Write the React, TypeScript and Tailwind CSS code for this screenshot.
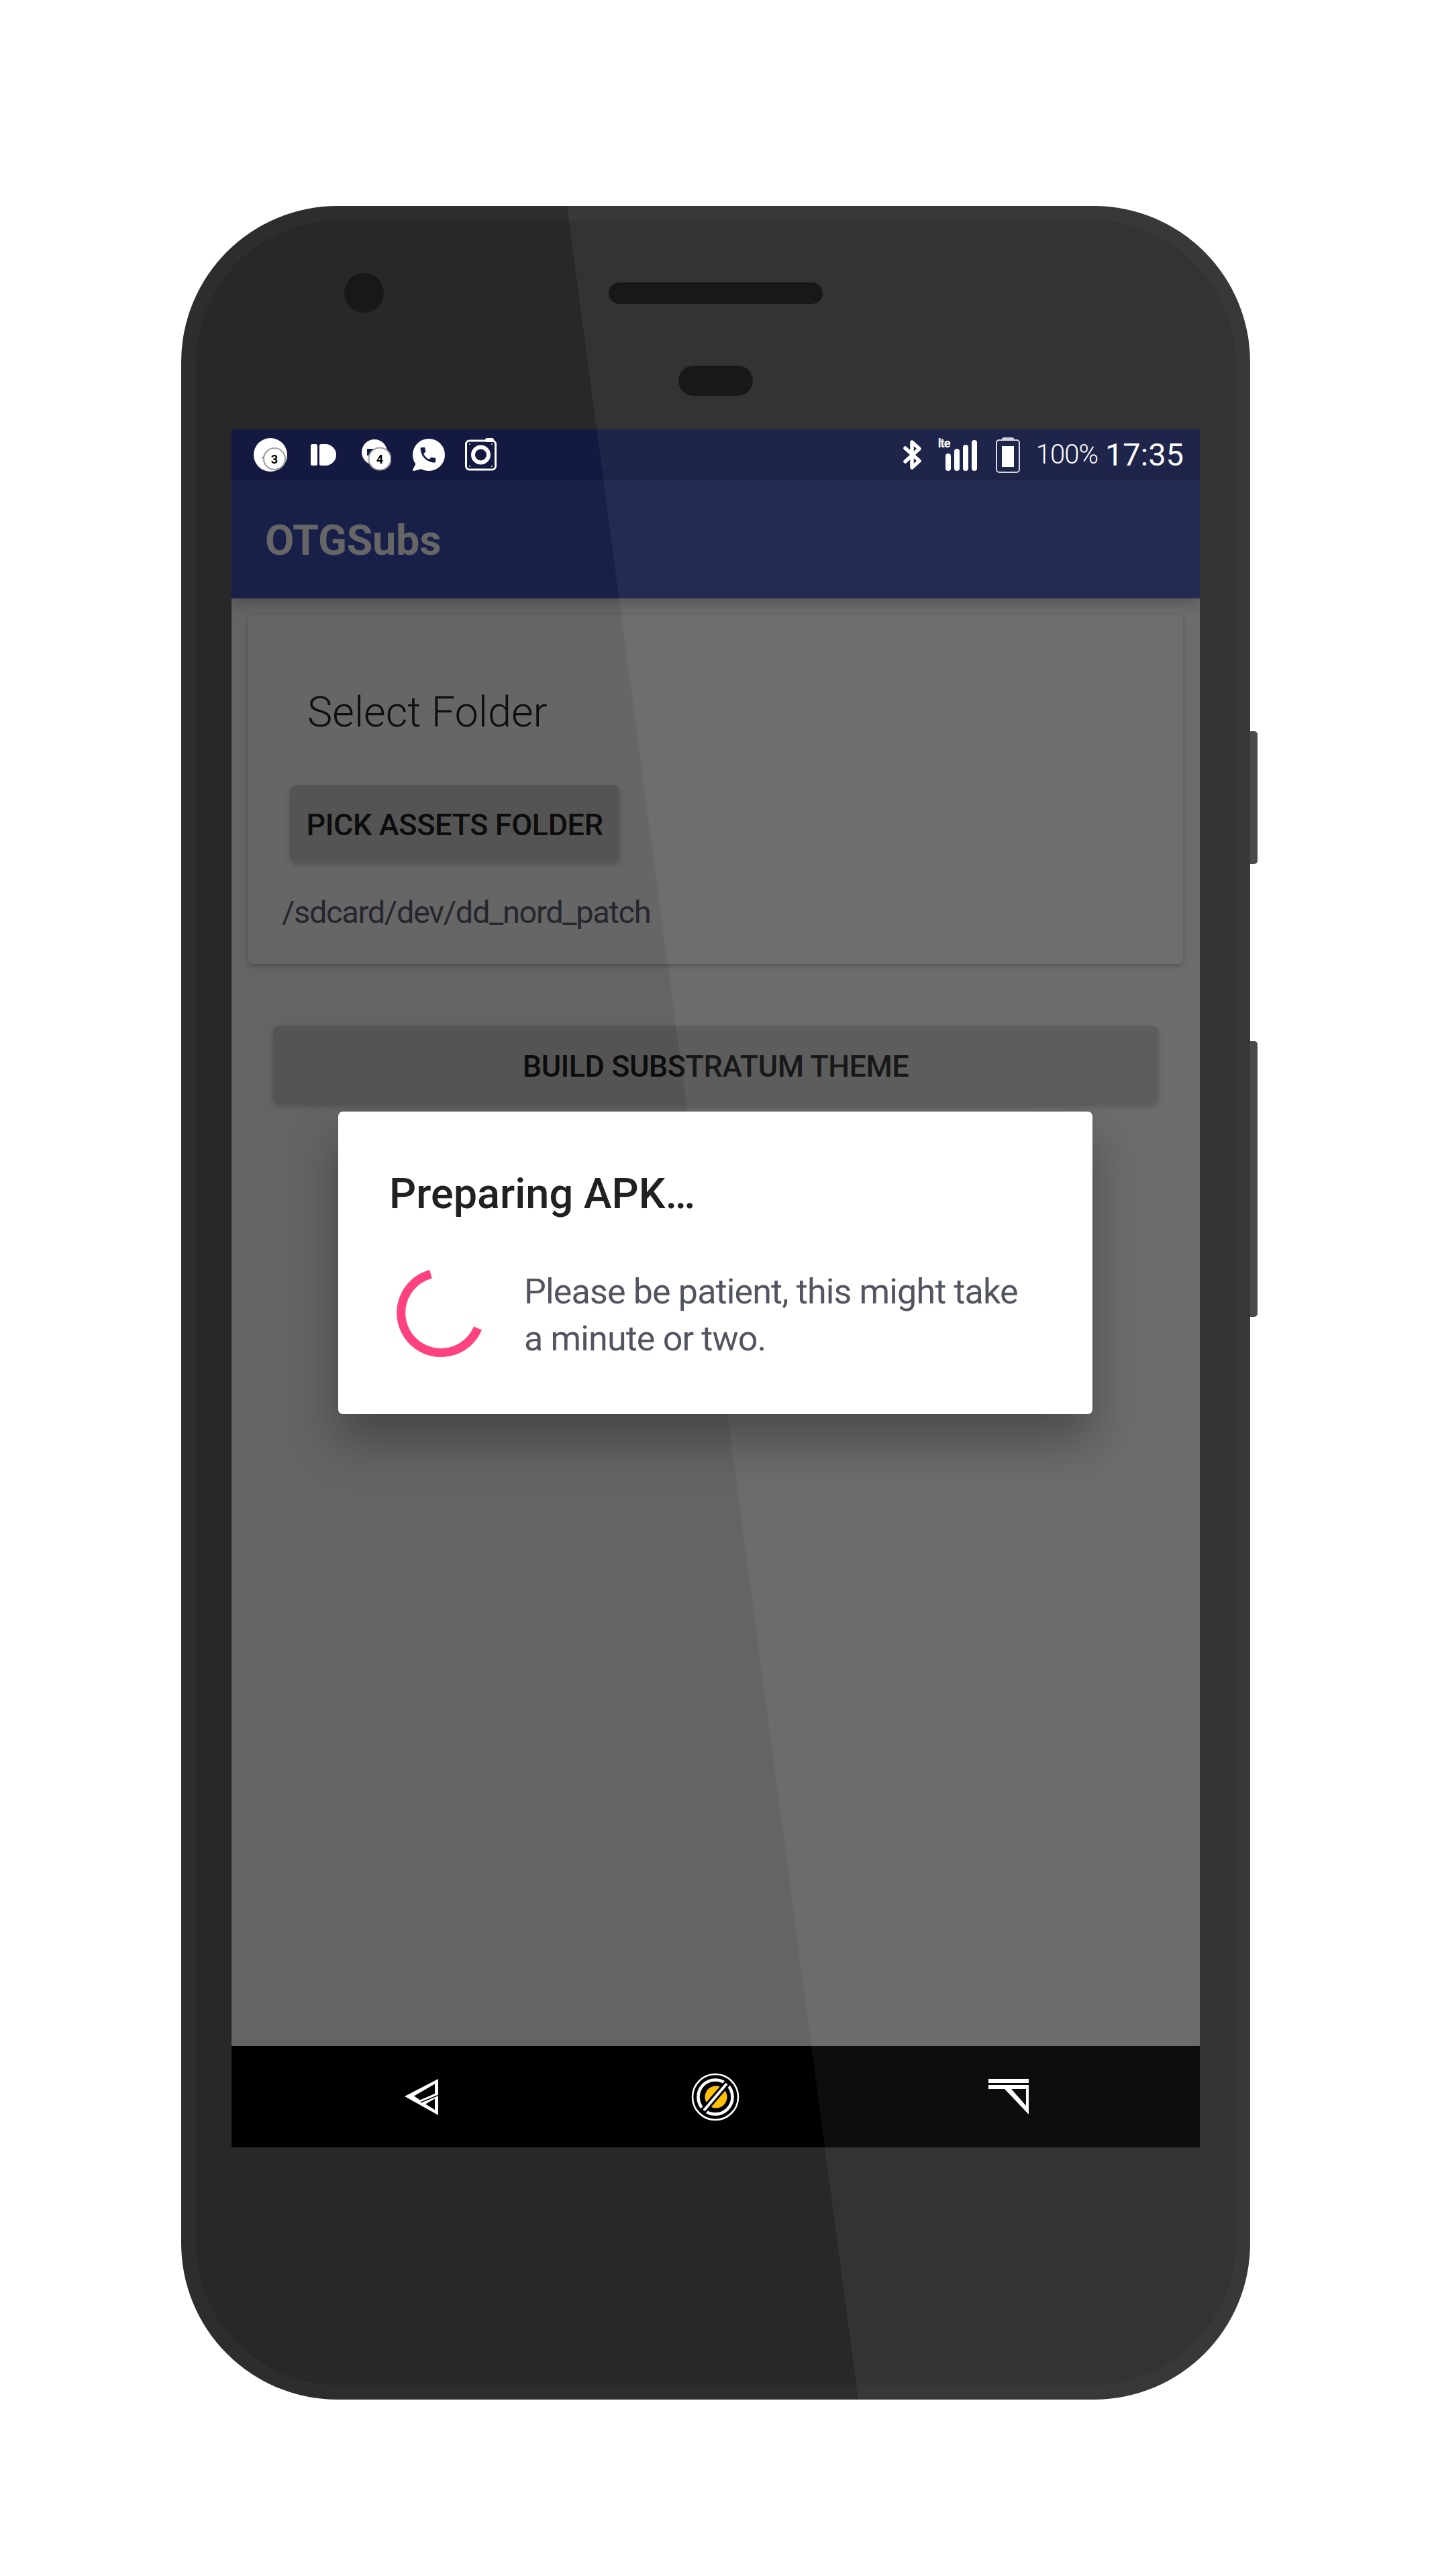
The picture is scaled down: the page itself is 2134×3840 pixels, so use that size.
import React from "react";

const STATUS_BG = "#131940";

function BadgeIcon({ n, w, cx, cy, r, bx, by, br, hole, tail }: { n: string; w: number; cx: number; cy: number; r: number; bx: number; by: number; br: number; hole: string; tail?: string }) {
  return (
    <svg width={w} height={50} viewBox={`0 0 ${w} 50`} className="shrink-0">
      <circle cx={cx} cy={cy} r={r} fill="#fff" />
      {tail && <polygon points={tail} fill="#fff" />}
      <polygon points={hole} fill={STATUS_BG} />
      <circle cx={bx} cy={by} r={br} fill="#fff" stroke="#a3a3a3" strokeWidth={2.2} />
      <text x={bx} y={by + 6.5} textAnchor="middle" fontSize={18} fontWeight={700} fill="#000" fontFamily="Roboto, sans-serif">
        {n}
      </text>
    </svg>
  );
}

function PushIcon() {
  return (
    <svg width={38} height={32} viewBox="0 0 38 32" className="shrink-0">
      <rect x={0} y={0} width={10} height={32} rx={2.5} fill="#fff" />
      <path d="M13 2.5a2.5 2.5 0 0 1 2.5-2.5H22a16 16 0 0 1 0 32h-6.5a2.5 2.5 0 0 1-2.5-2.5z" fill="#fff" />
    </svg>
  );
}

function WhatsIcon() {
  return (
    <svg width={49} height={50} viewBox="0 0 49 50" className="shrink-0">
      <circle cx={25} cy={25} r={24} fill="#fff" />
      <path d="M8 34 L1 47 Q0.5 49 3 49 L18 45 Z" fill="#fff" />
      <g transform="translate(9.5 9.5) scale(1.25)">
        <path
          d="M6.62 10.79c1.44 2.83 3.76 5.14 6.59 6.59l2.2-2.2c.27-.27.67-.36 1.02-.24 1.12.37 2.33.57 3.57.57.55 0 1 .45 1 1V20c0 .55-.45 1-1 1-9.39 0-17-7.61-17-17 0-.55.45-1 1-1h3.5c.55 0 1 .45 1 1 0 1.25.2 2.45.57 3.57.11.35.03.74-.25 1.02l-2.2 2.2z"
          fill={STATUS_BG}
          transform="translate(-0.5 0.5)"
        />
      </g>
    </svg>
  );
}

function InstaIcon() {
  return (
    <svg width={47} height={50} viewBox="0 0 47 50" className="shrink-0">
      <rect x={1.5} y={4} width={44} height={43} rx={5} fill="none" stroke="#fff" strokeWidth={3} />
      <rect x={30} y={0} width={13} height={6} rx={3} fill="#fff" />
      <circle cx={23.5} cy={25} r={11.5} fill="none" stroke="#fff" strokeWidth={6} />
      <circle cx={7} cy={9} r={0.9} fill="#fff" />
      <circle cx={40} cy={9} r={0.9} fill="#fff" />
      <circle cx={7} cy={42} r={0.9} fill="#fff" />
      <circle cx={40} cy={42} r={0.9} fill="#fff" />
    </svg>
  );
}

function Bluetooth() {
  return (
    <svg width={28} height={44} viewBox="0 0 28 44" className="shrink-0">
      <path
        d="M3 12 L24 31 L13 41 V3 L24 13 L3 32"
        fill="none"
        stroke="#fff"
        strokeWidth={5.5}
        strokeLinecap="round"
        strokeLinejoin="round"
      />
    </svg>
  );
}

function Signal() {
  return (
    <div className="relative flex h-[47px] w-[59px] shrink-0 items-end gap-[5px] pl-[11px]">
      <span className="absolute left-0 top-[-4px] font-['Roboto'] text-[18px] leading-[20px] font-bold tracking-[-1px] text-white">lte</span>
      <div className="h-[26px] w-[8px] rounded-full bg-white" />
      <div className="h-[33px] w-[8px] rounded-full bg-white" />
      <div className="h-[39px] w-[8px] rounded-full bg-white" />
      <div className="h-[46px] w-[8px] rounded-full bg-white" />
    </div>
  );
}

function Battery() {
  return (
    <svg width={36} height={53} viewBox="0 0 36 53" className="shrink-0">
      <rect x={9} y={0} width={18} height={5} rx={2.5} fill="#c9cbd6" />
      <rect x={1} y={4} width={34} height={48} rx={4} fill="none" stroke="#d8d9e0" strokeWidth={2} />
      <rect x={9} y={13} width={18} height={31} fill="#fff" />
    </svg>
  );
}

function BackIcon() {
  return (
    <svg width={50} height={54} viewBox="13 18 50 54">
      <path
        fillRule="evenodd"
        d="M13 44 L63 18 V72 Z M27 43.5 L36 49.5 L58 40 V25.5 Z M44 55.5 L58 64 V47.5 Z"
        fill="#fff"
      />
      <path d="M37 53 L63 42.5" stroke="#000" strokeWidth={1.6} />
    </svg>
  );
}

function HomeIcon() {
  return (
    <svg width={72} height={72} viewBox="0 0 72 72">
      <circle cx={36} cy={36} r={34} fill="none" stroke="#fff" strokeWidth={2.6} />
      <circle cx={36} cy={36} r={25.5} fill="none" stroke="#fff" strokeWidth={4.6} />
      <circle cx={37} cy={36} r={16.5} fill="#ffc107" />
      <path d="M17 58 L55 14" stroke="#000" strokeWidth={10} />
      <path d="M19 56 L53 16" stroke="#fff" strokeWidth={4} />
    </svg>
  );
}

function RecentsIcon() {
  return (
    <svg width={60} height={53} viewBox="0 0 60 53">
      <rect x={0} y={0} width={60} height={6} fill="#fff" />
      <rect x={0} y={9} width={60} height={6} fill="#fff" />
      <path fillRule="evenodd" d="M24 15 H60 V53 Z M34 15 L56 40 V15 Z" fill="#fff" />
    </svg>
  );
}

function Spinner() {
  return (
    <svg width={132} height={132} viewBox="0 0 132 132" className="shrink-0">
      <path d="M51 8.4 A59.5 59.5 0 1 0 121 89" fill="none" stroke="#ff4081" strokeWidth={13} />
    </svg>
  );
}

export default function App() {
  return (
    <div className="relative h-[3840px] w-[2134px] overflow-hidden bg-white pl-[270px] pt-[307px] font-['Roboto',sans-serif]">
      {/* side buttons */}
      <div className="absolute left-[1863px] top-[1090px] h-[198px] w-[11px] rounded-r-[5px] bg-[#4a4a4a]" />
      <div className="absolute left-[1863px] top-[1552px] h-[411px] w-[11px] rounded-r-[5px] bg-[#4a4a4a]" />

      {/* phone */}
      <div className="relative h-[3270px] w-[1593px] overflow-hidden rounded-[233px] bg-[#2d2d2d] p-[22px]">
        <div className="flex h-full flex-col rounded-[212px] bg-[#282828] px-[53px]">
          {/* top bezel */}
          <div className="relative flex h-[311px] shrink-0 flex-col items-center">
            <div className="absolute left-[168px] top-[78px] h-[59px] w-[59px] rounded-full bg-[#181818]" />
            <div className="relative z-20 mt-[92px] h-[32px] w-[319px] rounded-full bg-[#181818]" />
            <div className="relative z-20 mt-[92px] h-[45px] w-[111px] rounded-full bg-[#181818]" />
          </div>

          {/* screen */}
          <div className="relative flex h-[2561px] shrink-0 flex-col overflow-hidden">
            <div className="flex h-[76px] shrink-0 items-center justify-between pl-[33px] pr-[24px]" style={{ background: STATUS_BG }}>
              <div className="flex items-center">
                <BadgeIcon n="3" w={50} cx={25} cy={25} r={25} bx={31} by={31} br={16} hole="12,30 20,22 21,32" />
                <div className="ml-[35px]"><PushIcon /></div>
                <div className="ml-[38px]">
                  <BadgeIcon n="4" w={44} cx={19} cy={21} r={19} bx={27} by={31} br={16.5} hole="8,16 19,16 17,26 8,26" tail="19,40 27,40 22,48" />
                </div>
                <div className="ml-[31px]"><WhatsIcon /></div>
                <div className="ml-[30px]"><InstaIcon /></div>
              </div>
              <div className="flex items-center text-white">
                <Bluetooth />
                <div className="ml-[24px]"><Signal /></div>
                <div className="ml-[27px]"><Battery /></div>
                <span className="ml-[24px] text-[40px] leading-[50px] font-light tracking-[-1px]">100%</span>
                <span className="ml-[11px] text-[47px] leading-[50px]">17:35</span>
              </div>
            </div>

            <div className="z-[1] flex h-[176px] shrink-0 items-center bg-[#182049] pl-[50px] pt-[4px] shadow-[0_6px_20px_rgba(0,0,0,0.25)]">
              <span className="text-[63px] leading-[72px] font-bold tracking-[-0.3px] text-[#666666]">OTGSubs</span>
            </div>

            <div className="flex min-h-0 flex-1 flex-col bg-[#646464] px-[25px] pt-[25px]">
              <div className="flex h-[520px] shrink-0 flex-col items-start rounded-[7px] bg-[#666666] shadow-[0_3px_7px_rgba(0,0,0,0.22)]">
                <div className="ml-[88px] mt-[108px] text-[63px] leading-[74px] font-light text-[#0e0e0e]">Select Folder</div>
                <div className="ml-[62px] mt-[71px] flex h-[115px] w-[491px] items-center justify-center rounded-[10px] bg-[#545454] pt-[5px] text-[45px] font-medium tracking-[-0.4px] text-[#0c0c0c] shadow-[0_4px_8px_rgba(0,0,0,0.2)]">
                  PICK ASSETS FOLDER
                </div>
                <div className="ml-[50px] mt-[46px] text-[47px] leading-[58px] tracking-[-1.35px] text-[#25272d]">/sdcard/dev/dd_nord_patch</div>
              </div>
              <div className="mx-[37px] mt-[92px] flex h-[116px] shrink-0 items-center justify-center rounded-[10px] bg-[#545454] pt-[5px] text-[45px] font-medium tracking-[-0.5px] text-[#0c0c0c] shadow-[0_4px_8px_rgba(0,0,0,0.2)]">
                BUILD SUBSTRATUM THEME
              </div>
            </div>

            <div className="flex h-[151px] shrink-0 items-center bg-black">
              <div className="ml-[258px]"><BackIcon /></div>
              <div className="ml-[377px]"><HomeIcon /></div>
              <div className="ml-[371px]"><RecentsIcon /></div>
            </div>

            {/* dialog */}
            <div className="absolute left-[159px] top-[1017px] z-20 h-[451px] w-[1124px] rounded-[7px] bg-white pl-[76px] pt-[86px] shadow-[0_40px_70px_rgba(0,0,0,0.3)]">
              <div className="text-[63px] leading-[74px] font-medium text-[#212121]">Preparing APK…</div>
              <div className="ml-[11px] mt-[74px] flex">
                <div className="mt-[0px]"><Spinner /></div>
                <div className="ml-[58px] w-[800px] text-[52px] leading-[70px] tracking-[-0.85px] text-[#52555f]">
                  Please be patient, this might take
                  <br />a minute or two.
                </div>
              </div>
            </div>
          </div>
        </div>

        {/* sheen */}
        <div className="pointer-events-none absolute inset-0 z-10 bg-white/5 [clip-path:polygon(575px_0,100%_0,100%_100%,1009px_100%)]" />
      </div>
    </div>
  );
}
____
◆ AIM OF THE TASK ◆
Copy all the lines above that hold the string "React".

◆ COMPLETE ANSWER ◆
Write the React, TypeScript and Tailwind CSS code for this screenshot.
import React from "react";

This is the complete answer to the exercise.